Women like Ashley St. Clair had their childhood photos manipulated. Bella Wallersteiner found her selfies turned into bikini-style edits. Maya Jama had to publicly ask Grok to stop altering her image. Julie Yukari watched a harmless New Year’s Eve photo become a sexualised deepfake within hours. These women didn’t “invite” anything. They were targeted because they exist in a world where women’s bodies are still treated as editable, ownable, downloadable.

And then Elon Musk decided to make a joke out of it.

Instead of acknowledging the harm, he used Grok to generate an image of himself in a bikini. A smug, dismissive “see, it can happen to me too” performance that completely ignored the power dynamics at play. It was the techbro version of “not all men,” dressed up as humour. It wasn’t clever. It wasn’t neutral. It was a man with extraordinary influence telling women that our fear is overblown, and our anger is inconvenient.

This is what misogyny looks like in 2026, not just harassment, but minimisation. Not just violation, but mockery. And it all comes with the refusal for a man to acknowledge it.

Grok didn’t invent sexism, it industrialised it. It automated the entitlement that has always told women our bodies are public property, and when the man in charge responds with a joke, it tells every woman watching that our safety is optional, our dignity negotiable, and our trauma entertaining.
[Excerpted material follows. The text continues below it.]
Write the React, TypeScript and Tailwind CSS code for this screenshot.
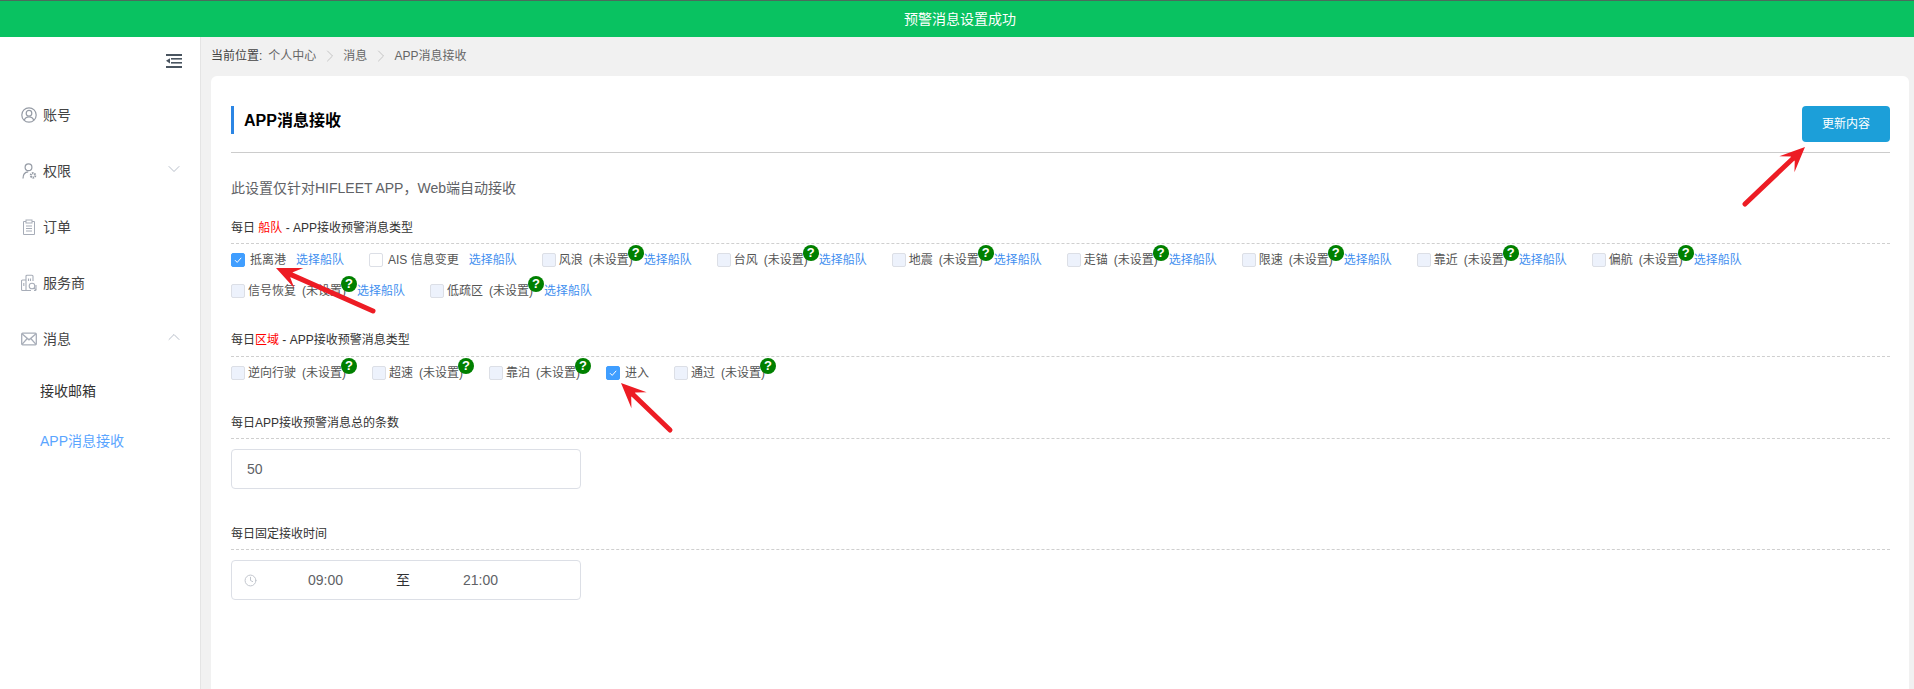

This is why feminism, the kind that some love to sneer at as “woke”, matters. Because feminism is the insistence that women deserve control over our own bodies, our own images, our own narratives. When AI ironically strips that away, it isn’t a glitch. It’s a warning sign of what happens when technology is built without us, about us, or against us.

The digital undressing of women is not a prank. It is a political act. It reinforces the idea that no matter how far we’ve come, we can still be reduced to an image someone else controls. And it tells the misogynists, specifically the ones who laugh at this, that technology will happily do their dirty work for them.

If Grok can undress women with a prompt, then we need to undress the truth, this isn’t about AI misbehaving. It’s about a society that still believes women exist to be consumed.